### WHAT IS NEEDED
Only lines holding the word "full" should be copied from the material.

### INPUT ROWS
Start
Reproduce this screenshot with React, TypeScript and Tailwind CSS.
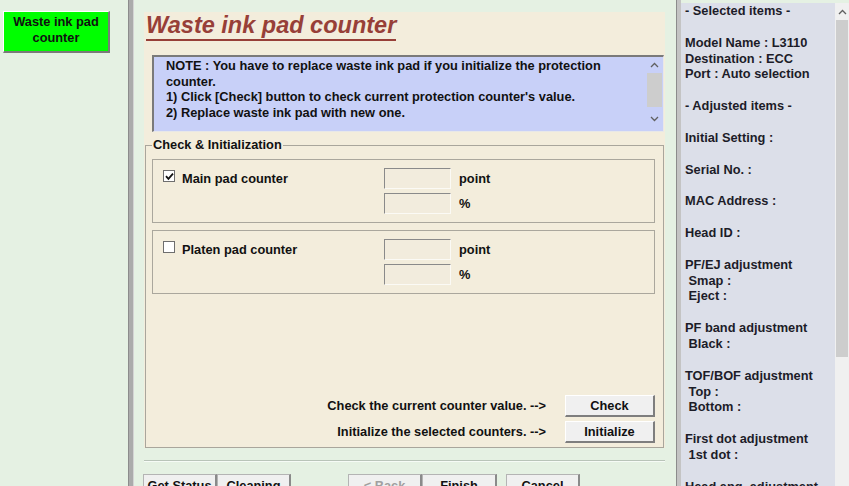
import React from "react"

const infoLines = [
  "- Selected items -",
  "",
  "Model Name : L3110",
  "Destination : ECC",
  "Port : Auto selection",
  "",
  "- Adjusted items -",
  "",
  "Initial Setting :",
  "",
  "Serial No. :",
  "",
  "MAC Address :",
  "",
  "Head ID :",
  "",
  "PF/EJ adjustment",
  " Smap :",
  " Eject :",
  "",
  "PF band adjustment",
  " Black :",
  "",
  "TOF/BOF adjustment",
  " Top :",
  " Bottom :",
  "",
  "First dot adjustment",
  " 1st dot :",
  "",
  "Head ang. adjustment",
]

function Chevron({ up }: { up?: boolean }) {
  return (
    <svg width="9" height="6" viewBox="0 0 9 6">
      <path
        d={up ? "M1 5L4.5 1.5L8 5" : "M1 1L4.5 4.5L8 1"}
        fill="none"
        stroke="#606060"
        strokeWidth="1.3"
      />
    </svg>
  )
}

function Checkbox({ checked }: { checked?: boolean }) {
  return (
    <div className="flex h-[12px] w-[12px] shrink-0 items-center justify-center border border-[#6e6e6e] bg-white">
      {checked && (
        <svg width="9" height="9" viewBox="0 0 9 9">
          <path d="M1 4.2L3.4 6.8L8 1.6" fill="none" stroke="#111" strokeWidth="1.8" />
        </svg>
      )}
    </div>
  )
}

function Field({ unit }: { unit: string }) {
  return (
    <div className="flex items-center gap-[8px]">
      <div className="h-[21px] w-[67px] border border-t-[#8a8a8a] border-l-[#8a8a8a] border-r-[#fbfaf5] border-b-[#fbfaf5] bg-[#f2ecdd]" />
      <span className="leading-[21px]">{unit}</span>
    </div>
  )
}

function CounterBox({ label, checked }: { label: string; checked?: boolean }) {
  return (
    <div className="flex h-[64px] shrink-0 border border-[#aaa79d] pl-[10px] pt-[8px]">
      <div className="flex w-[221px] items-start gap-[7px] pt-[2px]">
        <Checkbox checked={checked} />
        <span className="mt-[1px] leading-[16px]">{label}</span>
      </div>
      <div className="flex flex-col gap-[4px]">
        <Field unit="point" />
        <Field unit="%" />
      </div>
    </div>
  )
}

function WinButton({ children }: { children: React.ReactNode }) {
  return (
    <button className="flex h-[22px] w-[90px] items-center justify-center border border-t-white border-l-white border-r-2 border-b-2 border-r-[#7e7e7e] border-b-[#7e7e7e] bg-[#f0f0f0] font-bold text-[#111]">
      {children}
    </button>
  )
}

function BottomButton({ children, disabled, className = "" }: { children: React.ReactNode; disabled?: boolean; className?: string }) {
  return (
    <button
      className={`flex h-[24px] items-center justify-center border border-[#b4b4b4] border-r-2 border-r-[#8a8a8a] bg-[#f0f0f0] font-bold ${
        disabled ? "text-[#a0a0a0]" : "text-[#111]"
      } ${className}`}
    >
      {children}
    </button>
  )
}

export default function App() {
  return (
    <div className="flex h-[486px] w-[849px] overflow-hidden bg-[#e5f1e3] font-['Liberation_Sans',Arial,sans-serif] text-[12.8px] font-bold text-[#111]">
      {/* left menu */}
      <div className="w-[128px] shrink-0 pl-[3px] pt-[11px]">
        <button className="flex h-[42px] w-[107px] flex-col items-center justify-center border border-t-white border-l-white border-r-2 border-b-2 border-r-[#7a7a7a] border-b-[#7a7a7a] bg-[#00ff00] pb-[4px] leading-[16px] text-[#111]">
          <span>Waste ink pad</span>
          <span>counter</span>
        </button>
      </div>
      <div className="h-full w-[6px] shrink-0 border-l border-r border-l-[#8c8c8c] border-r-[#d4d4d4] bg-[#ababab]" />

      {/* main */}
      <div className="flex w-[542px] shrink-0 flex-col pl-[10px] pt-[12px]">
        <div className="flex h-[436px] w-[521px] shrink-0 flex-col bg-[#f3eddc]">
          <div className="shrink-0 pl-[2px]">
            <span className="inline-block border-b-2 border-[#973f38] text-[23.5px] italic leading-[27px] text-[#973f38]">
              Waste ink pad counter
            </span>
          </div>

          <div className="ml-[8px] mr-[1px] mt-[14px] flex h-[77px] shrink-0 border-l-2 border-t-2 border-r border-b border-l-[#7a7a7a] border-t-[#7a7a7a] border-r-[#e8e8e8] border-b-[#e8e8e8] bg-[#c8d0f8]">
            <div className="flex-1 pl-[12px] pt-[1px] leading-[15.7px]">
              <p>NOTE : You have to replace waste ink pad if you initialize the protection</p>
              <p>counter.</p>
              <p>1) Click [Check] button to check current protection counter's value.</p>
              <p>2) Replace waste ink pad with new one.</p>
            </div>
            <div className="flex w-[17px] flex-col items-center">
              <div className="flex h-[16px] items-center">
                <Chevron up />
              </div>
              <div className="h-[34px] w-[15px] bg-[#cdcdcd]" />
              <div className="flex flex-1 items-center">
                <Chevron />
              </div>
            </div>
          </div>

          <fieldset className="ml-[1px] mr-[1px] mt-[5px] flex-1 border border-[#a9a69c] pl-[6px] pr-[8px]">
            <legend className="px-[1px] leading-[16px]">Check &amp; Initialization</legend>
            <div className="mt-[6px] flex flex-col gap-[7px]">
              <CounterBox label="Main pad counter" checked />
              <CounterBox label="Platen pad counter" />
            </div>
            <div className="mt-[101px] flex flex-col gap-[4px]">
              <div className="flex items-center justify-end gap-[19px]">
                <span>Check the current counter value. --&gt;</span>
                <WinButton>Check</WinButton>
              </div>
              <div className="flex items-center justify-end gap-[19px]">
                <span>Initialize the selected counters. --&gt;</span>
                <WinButton>Initialize</WinButton>
              </div>
            </div>
          </fieldset>
        </div>

        <div className="mt-[12px] w-[521px] shrink-0 border-t border-b border-t-[#b9c4b9] border-b-[#f6fbf6]" />

        <div className="-ml-[1px] mt-[12px] flex shrink-0">
          <BottomButton className="w-[74px]">Get Status</BottomButton>
          <BottomButton className="w-[74px]">Cleaning</BottomButton>
          <BottomButton className="ml-[57px] w-[74px]" disabled>
            &lt; Back
          </BottomButton>
          <BottomButton className="w-[75px]">Finish</BottomButton>
          <BottomButton className="ml-[9px] w-[74px]">Cancel</BottomButton>
        </div>
      </div>

      {/* right info */}
      <div className="h-full w-[5px] shrink-0 border-l border-l-[#8c8c8c] bg-[#c4c4c4]" />
      <div className="mt-[3px] flex flex-1">
        <div className="w-[154px] bg-[#dcdfe9] pl-[4px] leading-[15.87px] text-[#1c1c28]">
          {infoLines.map((line, i) => (
            <div key={i} className="h-[15.87px] whitespace-pre">
              {line}
            </div>
          ))}
        </div>
        <div className="flex w-[14px] flex-col items-center bg-[#f0f0f0]">
          <div className="flex h-[17px] items-center">
            <Chevron up />
          </div>
          <div className="h-[337px] w-[12px] bg-[#cdcdcd]" />
        </div>
      </div>
    </div>
  )
}
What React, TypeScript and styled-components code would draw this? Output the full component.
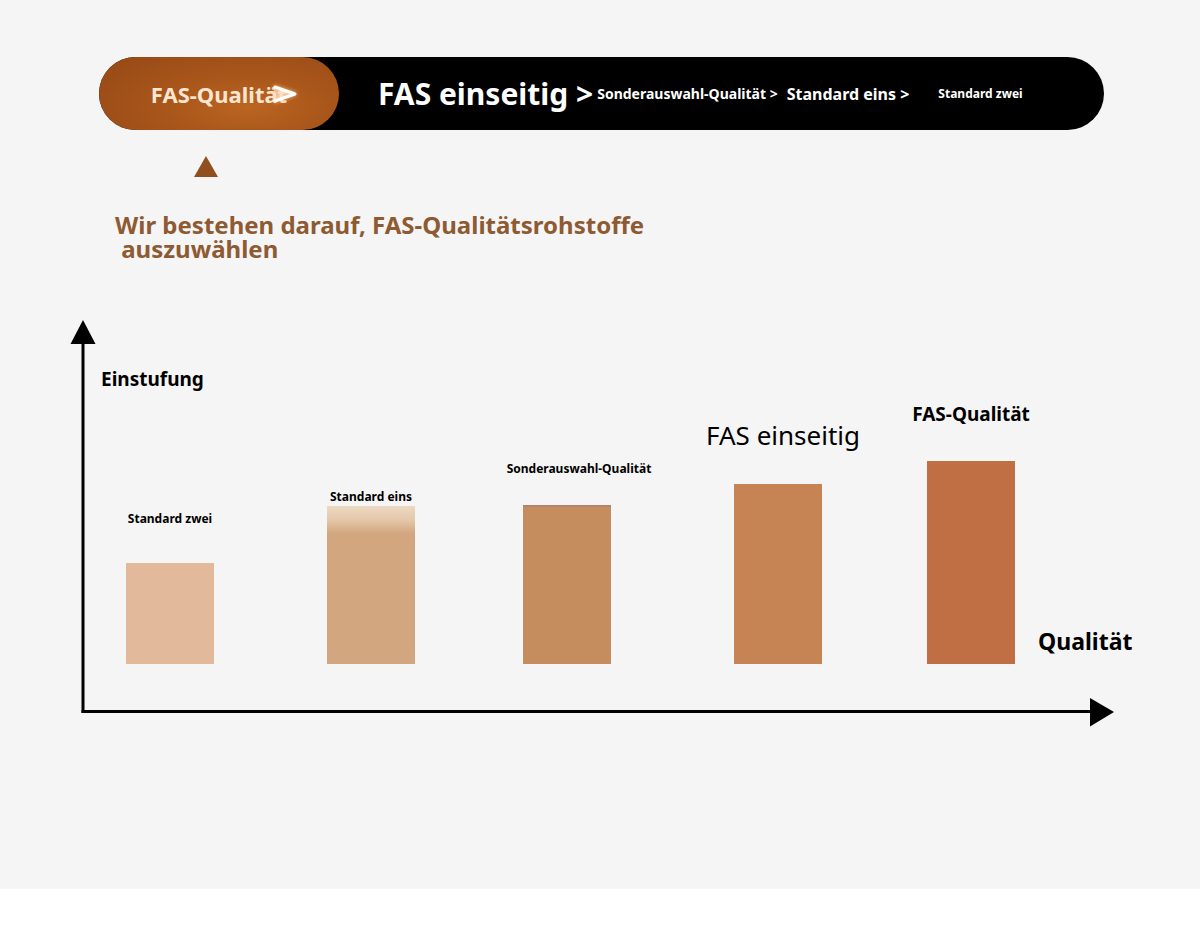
import React from "react";
import styled, { createGlobalStyle } from "styled-components";

const GlobalStyle = createGlobalStyle`
    * {
        box-sizing: border-box;
    }

    body {
        margin: 0;
        background-color: #ffffff;
        font-family: "Noto Sans", "Open Sans", Arial, sans-serif;
    }
`;

interface IBar {
    label: string;
    height: number;
    gap: number;
    offset: number;
    color: string;
    size: number;
    weight: number;
    shift?: number;
    fade?: boolean;
    edge?: boolean;
}

const bars: IBar[] = [
    { label: "Standard zwei", height: 101, gap: 36, offset: 56, color: "#e2b99a", size: 12, weight: 700 },
    { label: "Standard eins", height: 158, gap: 1, offset: 113, color: "#d2a77f", size: 12, weight: 700, fade: true },
    { label: "Sonderauswahl-Qualität", height: 159, gap: 28, offset: 108, color: "#c58c5d", size: 12, weight: 700, shift: 24, edge: true },
    { label: "FAS einseitig", height: 180, gap: 31, offset: 123, color: "#c68455", size: 26, weight: 400, shift: 10 },
    { label: "FAS-Qualität", height: 203, gap: 34, offset: 105, color: "#c06e43", size: 19, weight: 700 },
];

const Page = styled.main`
    display: flex;
    flex-direction: column;
    align-items: flex-start;

    width: 1200px;
    height: 889px;

    background-color: #f5f5f5;
`;

const Nav = styled.nav`
    display: flex;
    flex-direction: row;
    align-items: center;

    width: 1005px;
    height: 73px;
    margin: 57px 0 0 99px;

    border-radius: 37px;
    background-color: #000000;
    color: #ffffff;
    font-weight: 700;
    white-space: nowrap;
`;

const ActiveTab = styled.div`
    position: relative;

    display: flex;
    justify-content: center;
    align-items: center;

    width: 240px;
    height: 100%;
    flex-shrink: 0;

    border-radius: 37px;
    background: radial-gradient(ellipse 75% 95% at 62% 68%, #bb6521 0%, #a9561b 45%, #984a16 100%);

    color: #f9e6d0;
    font-size: 22px;
`;

const Glow = styled.svg`
    position: absolute;
    left: 170px;
    top: 27px;

    width: 30px;
    height: 20px;

    filter: drop-shadow(0 0 2px rgba(255, 200, 140, .9));
`;

const NavItem = styled.span<{ $size: number; $gap: number }>`
    margin-left: ${props => props.$gap}px;
    font-size: ${props => props.$size}px;
`;

const Pointer = styled.div`
    width: 0;
    height: 0;
    margin: 26px 0 0 194px;

    border-left: 12.5px solid transparent;
    border-right: 12.5px solid transparent;
    border-bottom: 21px solid #914f1f;
`;

const Headline = styled.h1`
    margin: 36px 0 0 115px;

    color: #8d5a32;
    font-size: 24px;
    font-weight: 700;
    line-height: 24px;
    white-space: pre;
`;

const Chart = styled.section`
    position: relative;

    width: 1046px;
    height: 410px;
    margin: 57px 0 0 70px;
`;

const Axes = styled.svg`
    position: absolute;
    inset: 0;

    width: 100%;
    height: 100%;
`;

const AxisTitle = styled.div<{ $size: number }>`
    position: relative;

    font-size: ${props => props.$size}px;
    font-weight: 700;
    color: #000000;
    white-space: nowrap;
`;

const YTitle = styled(AxisTitle)`
    margin: 48px 0 0 31px;
`;

const Plot = styled.div`
    position: relative;

    display: flex;
    flex-direction: row;
    align-items: flex-end;

    height: 272px;
`;

const Column = styled.div<{ $offset: number }>`
    display: flex;
    flex-direction: column;
    align-items: center;

    width: 88px;
    margin-left: ${props => props.$offset}px;
`;

const BarLabel = styled.span<{ $size: number; $weight: number; $gap: number; $shift: number }>`
    margin: 0 0 ${props => props.$gap}px ${props => props.$shift}px;

    color: #000000;
    font-size: ${props => props.$size}px;
    font-weight: ${props => props.$weight};
    white-space: nowrap;
`;

const Bar = styled.div<{ $height: number; $color: string; $fade?: boolean; $edge?: boolean }>`
    width: 88px;
    height: ${props => props.$height}px;

    background: ${props => props.$fade
        ? `linear-gradient(180deg, #ecd9c2 0px, #e4c8aa 14px, ${props.$color} 27px)`
        : props.$color};
    border-top: ${props => props.$edge ? "2px solid #b2856a" : "none"};
`;

const XTitle = styled(AxisTitle)`
    margin: 0 0 7px 23px;
`;

export default function App() {
    return (
        <>
            <GlobalStyle />
            <Page>
                <Nav>
                    <ActiveTab>
                        FAS-Qualität
                        <Glow viewBox="0 0 30 20">
                            <polygon points="5,3 26,10 5,17" fill="rgba(255, 232, 210, .55)" />
                            <polyline
                                points="6,3 26,10 6,17"
                                fill="none"
                                stroke="#ffffff"
                                strokeWidth="3"
                                strokeLinejoin="round"
                                strokeLinecap="round"
                            />
                        </Glow>
                    </ActiveTab>
                    <NavItem $size={30} $gap={39}>FAS einseitig &gt;</NavItem>
                    <NavItem $size={14} $gap={4}>Sonderauswahl-Qualität &gt;</NavItem>
                    <NavItem $size={16} $gap={9}>Standard eins &gt;</NavItem>
                    <NavItem $size={12} $gap={29}>Standard zwei</NavItem>
                </Nav>

                <Pointer />

                <Headline>{"Wir bestehen darauf, FAS-Qualitätsrohstoffe\n auszuwählen"}</Headline>

                <Chart>
                    <Axes viewBox="0 0 1046 410">
                        <line x1="13" y1="22" x2="13" y2="395" stroke="#000" strokeWidth="3" />
                        <polygon points="13,2 0.5,26 25.5,26" fill="#000" />
                        <line x1="11.5" y1="393.5" x2="1022" y2="393.5" stroke="#000" strokeWidth="3" />
                        <polygon points="1020,380 1044,394 1020,408.5" fill="#000" />
                    </Axes>

                    <YTitle $size={19}>Einstufung</YTitle>

                    <Plot>
                        {bars.map(bar => (
                            <Column key={bar.label} $offset={bar.offset}>
                                <BarLabel
                                    $size={bar.size}
                                    $weight={bar.weight}
                                    $gap={bar.gap}
                                    $shift={bar.shift ?? 0}
                                >
                                    {bar.label}
                                </BarLabel>
                                <Bar $height={bar.height} $color={bar.color} $fade={bar.fade} $edge={bar.edge} />
                            </Column>
                        ))}
                        <XTitle $size={23}>Qualität</XTitle>
                    </Plot>
                </Chart>
            </Page>
        </>
    );
}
End
### SOLUTION FOR THIS TASK
      <div className="h-full w-[6px] shrink-0 border-l border-r border-l-[#8c8c8c] border-r-[#d4d4d4] bg-[#ababab]" />
      <div className="h-full w-[5px] shrink-0 border-l border-l-[#8c8c8c] bg-[#c4c4c4]" />
What React, TypeScript and styled-components code would draw this? Output the full component.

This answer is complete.